Problem: Restate the whole listing word for word. Pictures are left out.

### Record list ###

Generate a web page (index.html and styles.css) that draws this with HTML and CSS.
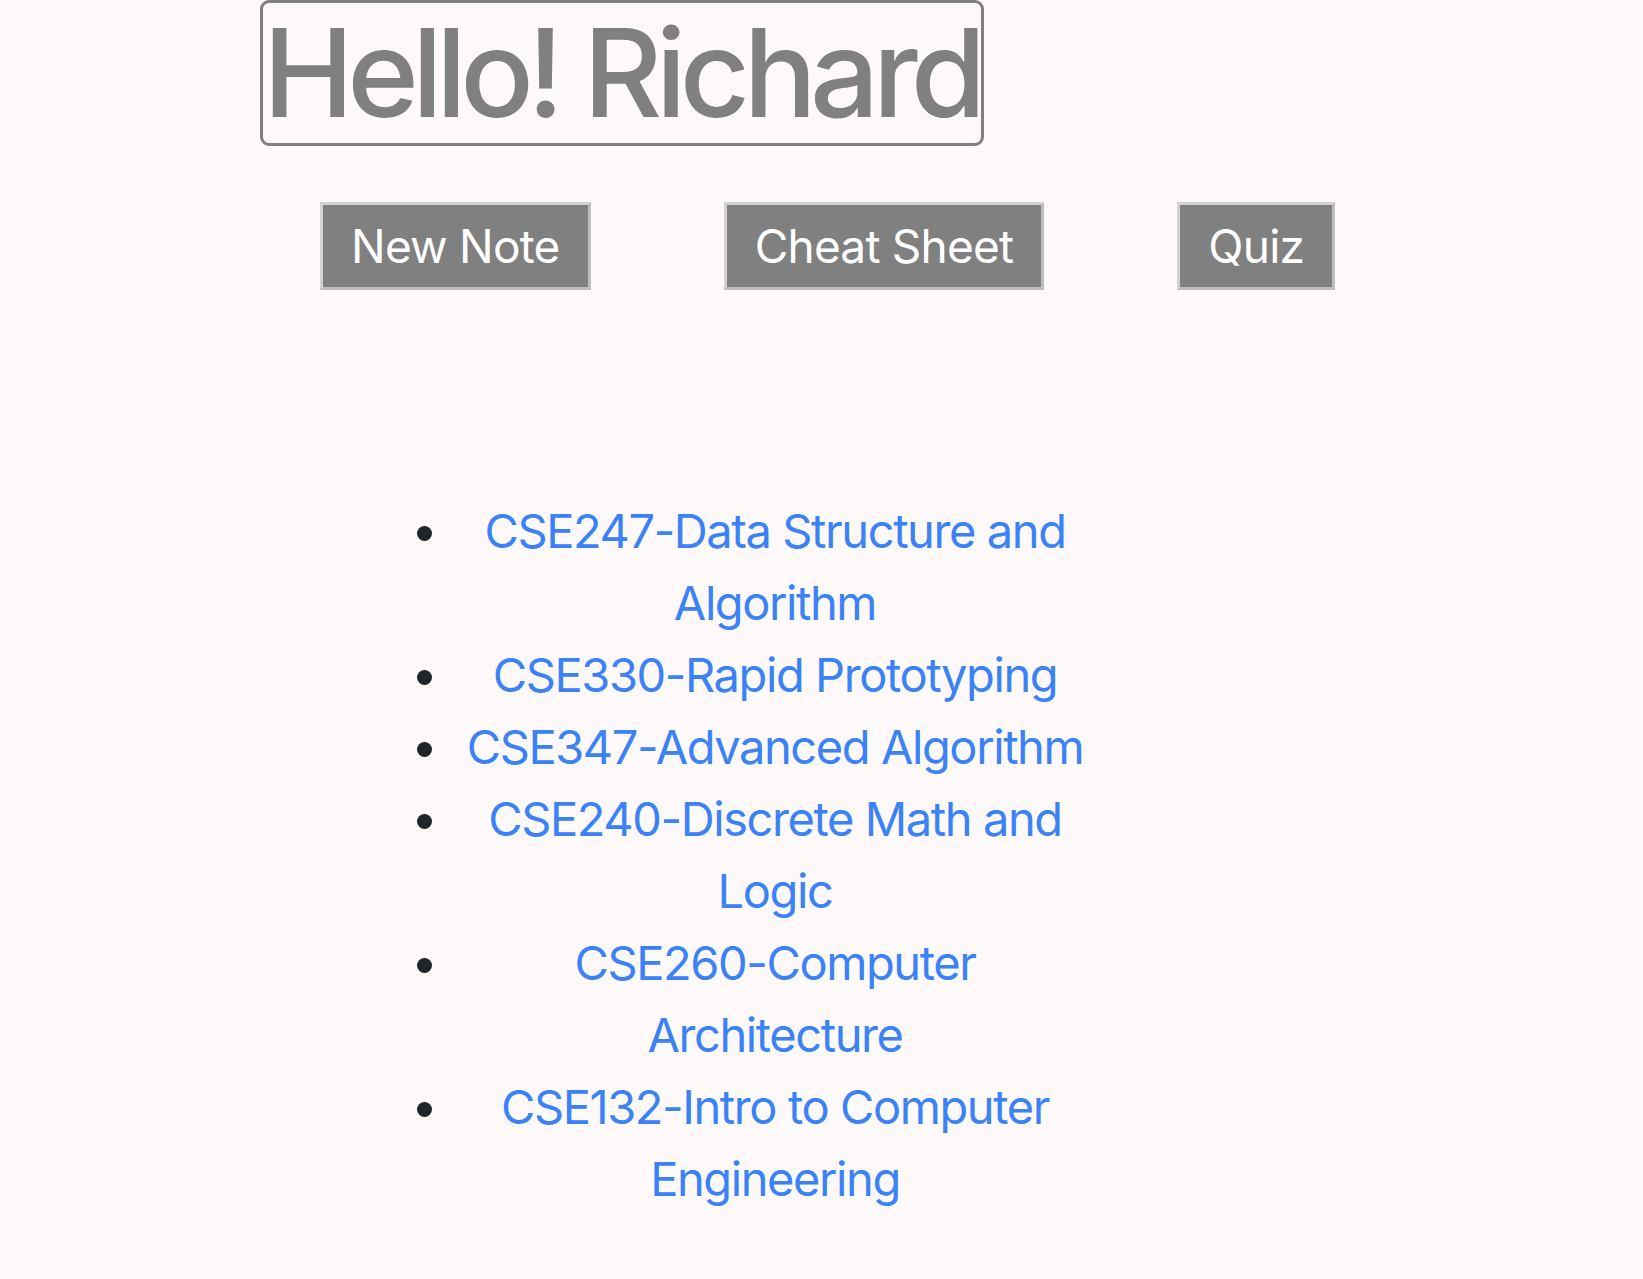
FILE: index.html
```html
<!DOCTYPE html>
<html lang="en">
<head>
<meta charset="utf-8">
<title>Notes</title>
<link rel="stylesheet" href="styles.css">
</head>
<body>
<main class="page">
  <header class="greeting-wrap">
    <h1 class="greeting">Hello! Richard</h1>
  </header>
  <nav class="actions">
    <button class="action-btn" type="button">New Note</button>
    <button class="action-btn" type="button">Cheat Sheet</button>
    <button class="action-btn" type="button">Quiz</button>
  </nav>
  <ul class="courses">
    <li class="course"><a class="course-link" href="#">CSE247-Data Structure and Algorithm</a></li>
    <li class="course"><a class="course-link" href="#">CSE330-Rapid Prototyping</a></li>
    <li class="course"><a class="course-link" href="#">CSE347-Advanced Algorithm</a></li>
    <li class="course"><a class="course-link" href="#">CSE240-Discrete Math and Logic</a></li>
    <li class="course"><a class="course-link" href="#">CSE260-Computer Architecture</a></li>
    <li class="course"><a class="course-link" href="#">CSE132-Intro to Computer Engineering</a></li>
  </ul>
</main>
</body>
</html>
```

FILE: styles.css
```css
* { box-sizing: border-box; }

html, body {
  margin: 0;
  padding: 0;
  background: #fdf9f8;
  color: #212529;
  font-family: Inter, "Noto Sans", sans-serif;
}

.page {
  padding-left: 260px;
}

.greeting-wrap {
  display: flex;
}

.greeting {
  margin: 0;
  width: 724px;
  height: 146px;
  border: 3px solid #808080;
  border-radius: 9px;
  padding: 0;
  color: #808080;
  font-size: 122px;
  font-weight: 500;
  line-height: 140px;
  letter-spacing: -0.055em;
  white-space: nowrap;
  overflow: visible;
}

.actions {
  display: flex;
  gap: 133px;
  margin-top: 56px;
  padding-left: 60px;
}

.action-btn {
  height: 88px;
  padding: 0 28px;
  background: #808080;
  color: #ffffff;
  border: 3px solid;
  border-color: #d3d3d3 #bdbdbd #bdbdbd #d3d3d3;
  font-family: Inter, "Noto Sans", sans-serif;
  font-size: 46px;
  letter-spacing: -0.017em;
  line-height: 1;
}

.courses {
  width: 642px;
  margin: 205px 0 0 194px;
  padding: 0;
  list-style: disc outside;
  text-align: center;
  font-size: 47px;
  line-height: 72px;
}

.course-link {
  color: #3b82f6;
  text-decoration: none;
  letter-spacing: -0.03em;
}
```
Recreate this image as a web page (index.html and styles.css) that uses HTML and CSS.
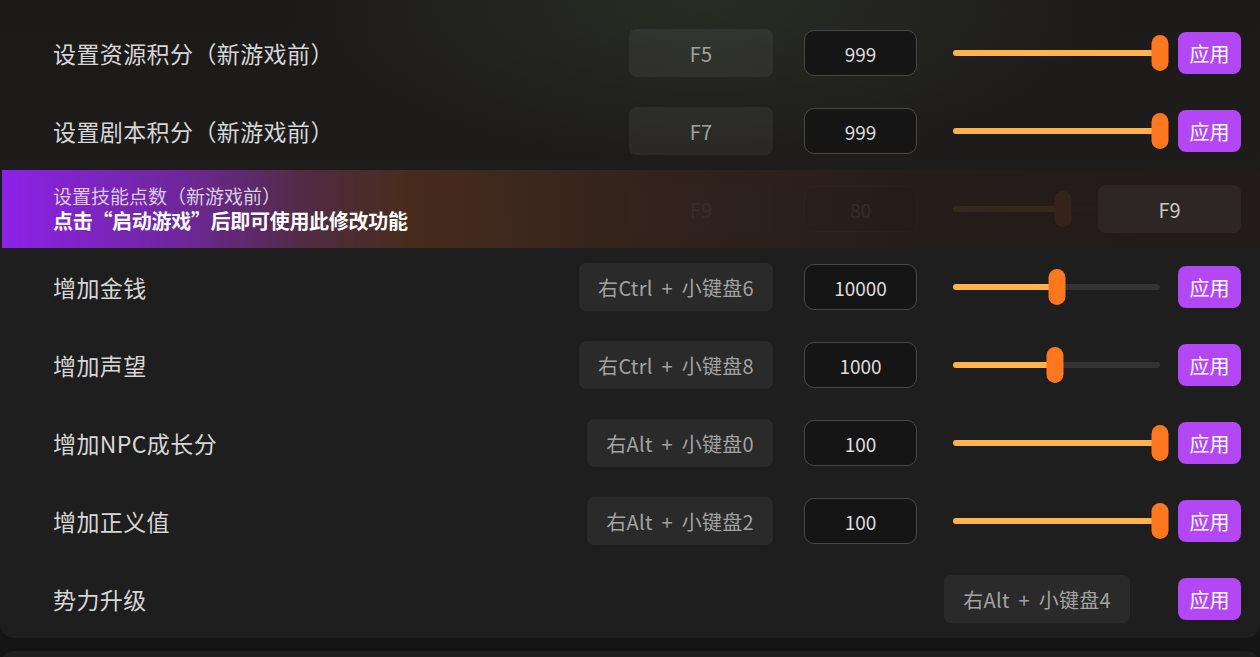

###

Problem solution:
Generate a web page (index.html and styles.css) that draws this with HTML and CSS.
FILE: index.html
```html
<!DOCTYPE html>
<html lang="en">
<head>
<meta charset="utf-8">
<title>Notes</title>
<link rel="stylesheet" href="styles.css">
</head>
<body>
<main class="page">
  <header class="greeting-wrap">
    <h1 class="greeting">Hello! Richard</h1>
  </header>
  <nav class="actions">
    <button class="action-btn" type="button">New Note</button>
    <button class="action-btn" type="button">Cheat Sheet</button>
    <button class="action-btn" type="button">Quiz</button>
  </nav>
  <ul class="courses">
    <li class="course"><a class="course-link" href="#">CSE247-Data Structure and Algorithm</a></li>
    <li class="course"><a class="course-link" href="#">CSE330-Rapid Prototyping</a></li>
    <li class="course"><a class="course-link" href="#">CSE347-Advanced Algorithm</a></li>
    <li class="course"><a class="course-link" href="#">CSE240-Discrete Math and Logic</a></li>
    <li class="course"><a class="course-link" href="#">CSE260-Computer Architecture</a></li>
    <li class="course"><a class="course-link" href="#">CSE132-Intro to Computer Engineering</a></li>
  </ul>
</main>
</body>
</html>
```

FILE: styles.css
```css
* { box-sizing: border-box; }

html, body {
  margin: 0;
  padding: 0;
  background: #fdf9f8;
  color: #212529;
  font-family: Inter, "Noto Sans", sans-serif;
}

.page {
  padding-left: 260px;
}

.greeting-wrap {
  display: flex;
}

.greeting {
  margin: 0;
  width: 724px;
  height: 146px;
  border: 3px solid #808080;
  border-radius: 9px;
  padding: 0;
  color: #808080;
  font-size: 122px;
  font-weight: 500;
  line-height: 140px;
  letter-spacing: -0.055em;
  white-space: nowrap;
  overflow: visible;
}

.actions {
  display: flex;
  gap: 133px;
  margin-top: 56px;
  padding-left: 60px;
}

.action-btn {
  height: 88px;
  padding: 0 28px;
  background: #808080;
  color: #ffffff;
  border: 3px solid;
  border-color: #d3d3d3 #bdbdbd #bdbdbd #d3d3d3;
  font-family: Inter, "Noto Sans", sans-serif;
  font-size: 46px;
  letter-spacing: -0.017em;
  line-height: 1;
}

.courses {
  width: 642px;
  margin: 205px 0 0 194px;
  padding: 0;
  list-style: disc outside;
  text-align: center;
  font-size: 47px;
  line-height: 72px;
}

.course-link {
  color: #3b82f6;
  text-decoration: none;
  letter-spacing: -0.03em;
}
```
Recreate this image as a web page (index.html and styles.css) that uses HTML and CSS.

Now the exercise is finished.